Thrombus formation can further lead to obstruction of blood vessels, catheter malfunction, or even life-
threatening situations such as embolism. Commercial catheters with heparin-bonded surfaces are available to
prevent clotting, but do little to prevent infections. In addition, antiseptics or antibiotics catheter coatings or lock
solutions decrease the risk of bacterial infection, but do not prevent biofilm formation that shields bacteria from
antibiotics. Therefore, there is a necessity and opportunity to develop device strategies for preventing infection
and thrombosis on indwelling catheters for enhanced patency and safety.
Our work and others have demonstrated that nitric oxide (NO) release from polymer surfaces can prevent platelet
activation and bacterial infection. This technology mimics the vascular endothelial cells lining the blood vessels,
as well as other cells in our bodies, producing NO locally to prevent clotting and bacterial biofilm. Recently we
discovered that all of the positive effects can be achieved from polymers physically blended with the NO donor
molecule S-nitroso-N-acetylpenicillamine (SNAP), which is nontoxic, inexpensive, and easy to synthesize.
Active NO release from the NO donors in polymers reduces infection and thrombosis on catheters; however, the
NO-release polymer strategy alone is limited by the finite reservoir of NO donor functionalities within the catheter
wall which limits the duration of the NO availability/release.
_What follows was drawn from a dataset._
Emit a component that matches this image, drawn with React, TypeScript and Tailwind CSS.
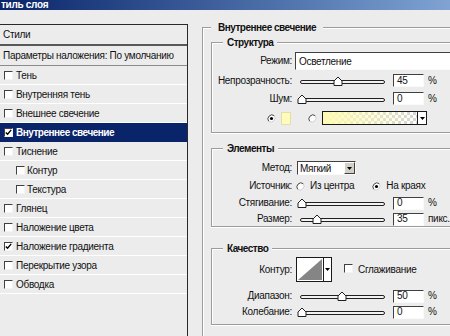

Our recent work has shown the potential of
developing a catheter hub device that utilizes photoactive NO-releasing polymers with side glowing fiber optics
that enables controllable NO release levels. The goal of this proposal is to develop a catheter hub device
comprised of a polymer utilizing a NO donor covalently bonded to the polymer with side glowing fiber
optics to provide photoactive NO-release (without leaching) to provide long-term, tunable NO-release at
the catheter interface to provide potent broad-spectrum antimicrobial properties and reduce thrombosis
by inhibiting platelet adhesion/activation. The new device will be applicable to any catheter device; however,
this proposal will focus on studying the combined photoactive NO-releasing catheter hub device in long-term
intravascular catheters for the prevention of infection and thrombosis. Successful completion of this project will
allow progression to early clinical trials and the development of a new generation of devices that can be inserted
within the lumen of indwelling catheters to prevent these complications while improving patient care.

Grant Number: 5R01HL170574-03
NIH Institute/Center: NIH
Principal Investigator: Elizabeth Brisbois